Problem wygląda tak. Moi rodzice wybudowali się w takiej wiosce zabitej dechami, bo tam są rodzinne strony mojego taty. I jest jego dalsza rodzina - jego kuzyn z żoną i dziećmi i mama tego kuzyna, już mniejsza o korelacje rodzinne bo nigdy nie wiem kto jest kto. W każdym razie bardzo się lubią i żyją ze sobą w zgodzie. I tu pojawia się problem. To jest taka wieś na której liczy się koń, krowa, świnia, a pies i kot są od pilnowania domu i nikt o nie nie dba. Koty jeszcze sobie coś upolują w polu, ale psy to chodzące szkielety, jeden jest całe życie uwiązany na łańcuchu, już nawet nie szczeka tylko patrzy mętnym wzrokiem. Pies jest naprawdę spory, a moja mama raz widziała co miał w misce, uwaga: OBIERKI Z JABŁEK, SPLEŚNIAŁY CHLEB i to wszystko zalane wodą.
Mój ojciec próbował im tłumaczyć, że pies potrzebuje zjeść, wybiegać się. Ale to jest taka typowa świadomość wiejskiego buraka, zbyt głęboko zakorzeniona żeby na to wpłynąć. Jeden pies im zdechnie to biorą następnego, i tak od lat. Jak ktoś jednemu psu łapę złamał to nawet się nie pofatygowali do weterynarza. Mi się nóż w kieszeni otwiera, no ale przecież nie naślemy towarzystwa opieki nad zwierzętami na własną rodzinę. Staramy się jak możemy je dokarmiać, rodzice są mięsożerni, to kolekcjonują wszystkie kości i resztki mięsa i dają psom, ale też nie stać nas na utrzymywanie 3 dodatkowych zwierząt w tym wielkiego wilczura.
Na razie mam taki pomysł (za niedługo się pobieramy z chłopakiem i robimy takie malutkie skromne wesele) żeby zamiast pieniędzy i kwiatów goście nakupili karmy. Tylko nas tam nie ma cały czas żeby to podawać, a się boję że jak damy to do ręki tym ludziom to albo będą "superoszczędni" i pies będzie po chrupku dziennie dostawał albo sami to zeżrą albo dadzą świniom, bo przecież na psa szkoda 😮
Byliście kiedyś w podobnej sytuacji? Bo ja się czuję normalnie bezsilna.

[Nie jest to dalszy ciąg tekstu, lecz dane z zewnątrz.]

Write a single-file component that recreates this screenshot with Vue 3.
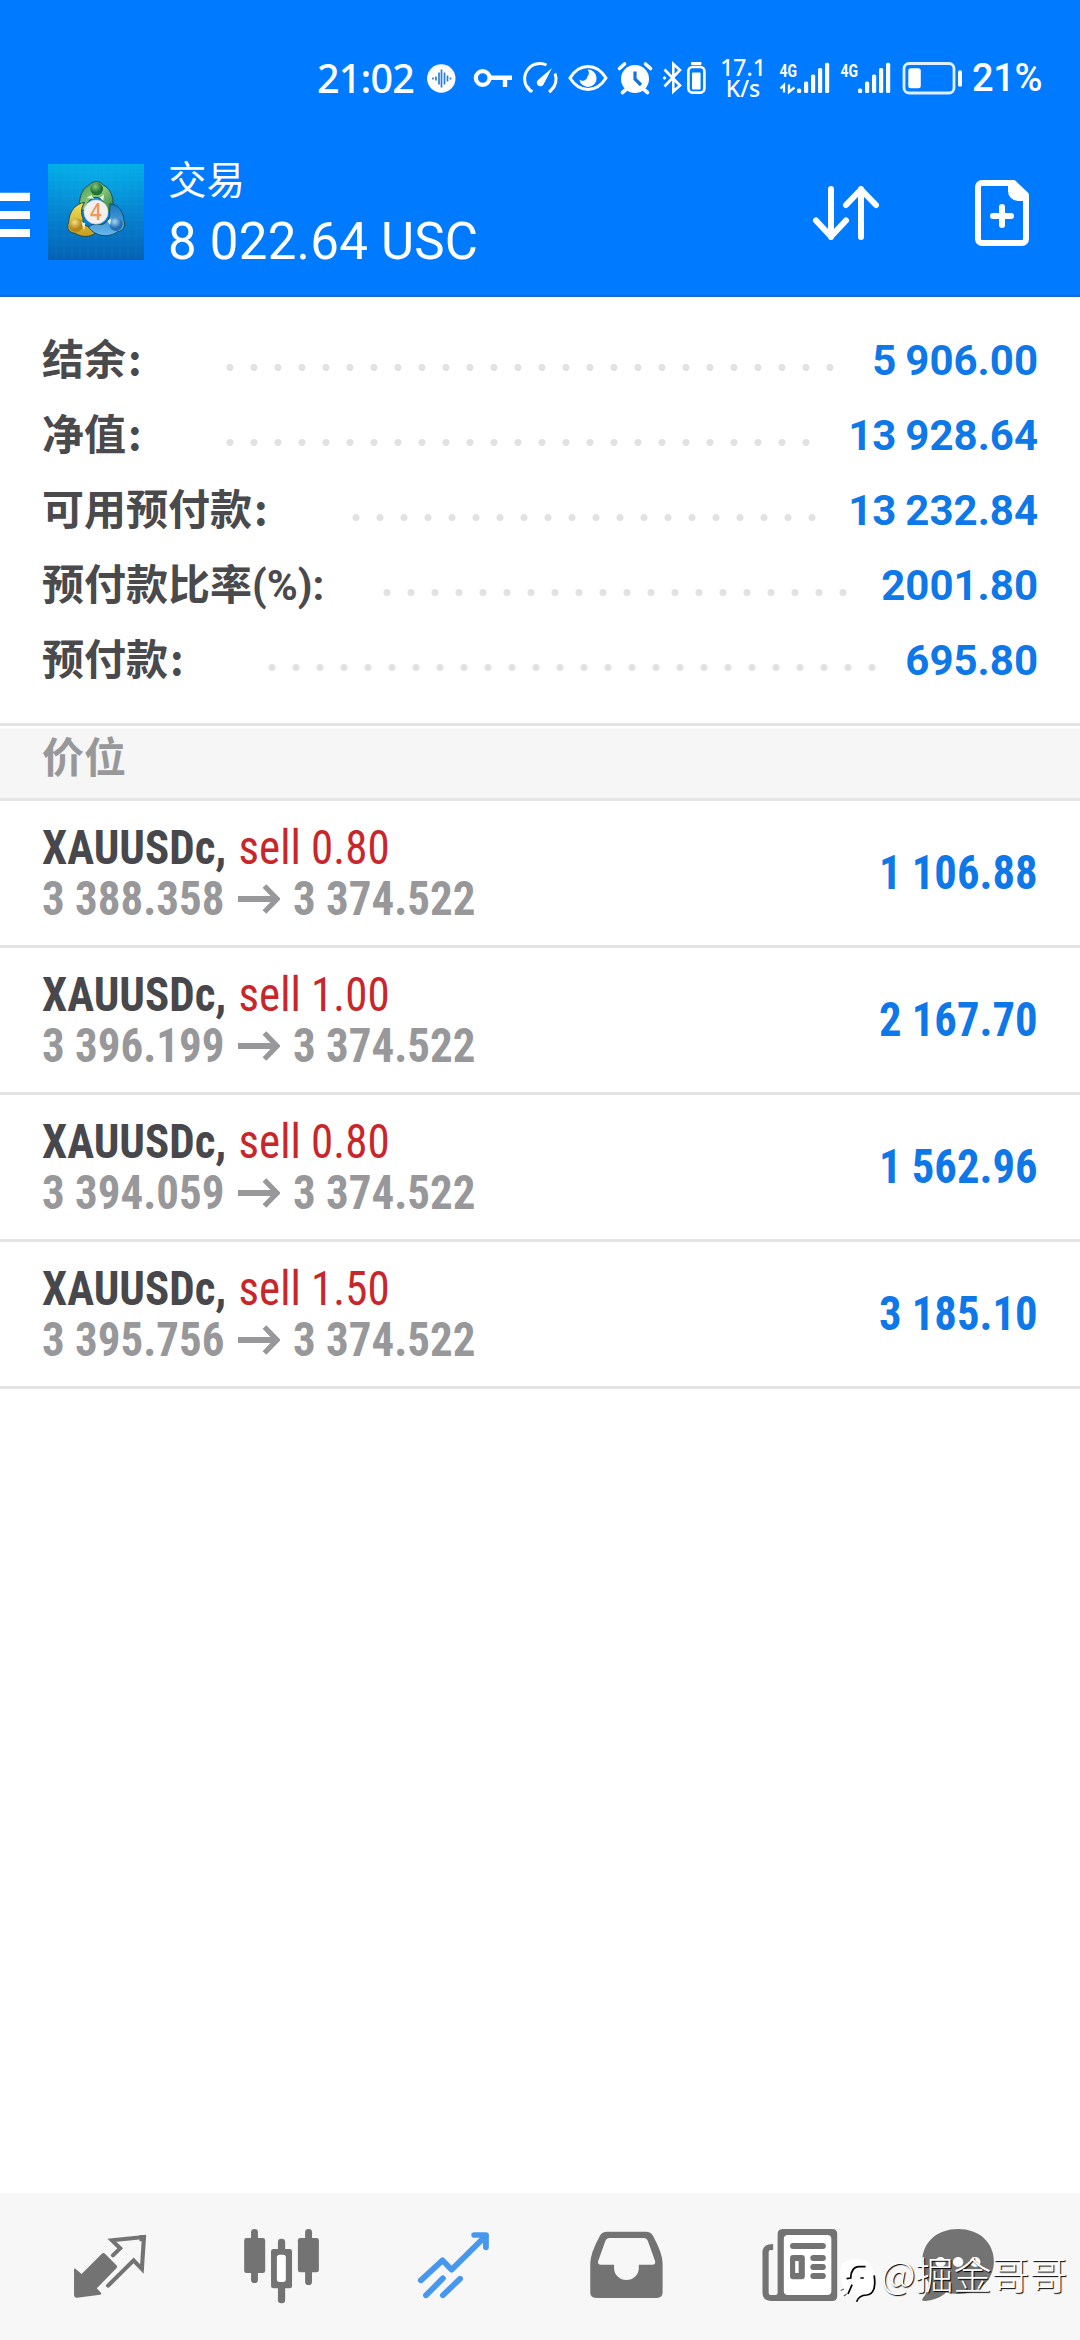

Ja kiedyś byłam tylko za bardzo się nie patyczkowałam i zgłosiłam do TOZu który nic nie zrobił, pies już od dawna nie żyje.
Ostatnio przekonałam się, że na Straż dla zwierząt też nie ma co liczyć.
Proponuję Ci takie rozwiązania na które się pewnie nie zgodzisz 🙂 można pogrozić policją, która wprawdzie nic nie zrobi ale za to zrazicie rodzinę do siebie. Druga opcja jest bardziej obiecująca 😉 próbujecie uzmysłowić rodzince, że z psa na łańcuchu nie ma żadnego pożytku bo złodzieja nie przepędzi, psuje mu się psychika i albo staje się osowiały i strachliwy albo agresywny i niebezpieczny a do tego wszystko to jest niezgdone z prawem od łańcucha przez niekarmienie do braku opieki weterynaryjnej, jeśli to nie podziała namawiacie ich do oddania Wam zwierzaków. Wcześniej dzwonisz do najbliższej organizacji propsiej, przedstawiasz sytuację, mówisz, że Was nie stać ale chcecie pomóc. Może uda się abyście się stali domem tymczasowym. Dlaczego Wy? Bo organizacje szukające domów zwierzakom często są zawalone, lepiej aby psy były u Was. Będziecie mięli za darmo piekę weterynaryjną, żywienie a w między czasie fundacja zajmie się szukaniem nowego domu dla zwierząt.
Mi się nóż w kieszeni otwiera, no ale przecież nie naślemy towarzystwa opieki nad zwierzętami na własną rodzinę.
Dlaczego nie? Argument, że to rodzina, jest bardzo słaby. To przecież dorośli ludzie. Jeśli są niemyślący i obrażają się za byle co, to po co utrzymywać z nimi dobre kontakty? Czy są tego warci? Czasem obcy ludzie są bardziej jak rodzina, niż osoby z nami spokrewnione, to nie powinno być dla Ciebie barierą.
Uważam, że tego typu sytuacje powinny być zgłoszone, jeśli rozmowy i sugestie nie pomagają. Można zadzwonić na policję, iść do jakiejś fundacji itp. W najgorszym wypadku można zrobić zdjęcie i wysłać do telewizji. Nie można po prostu przyzwalać na cierpienie zwierząt jeśli nam na nich zależy.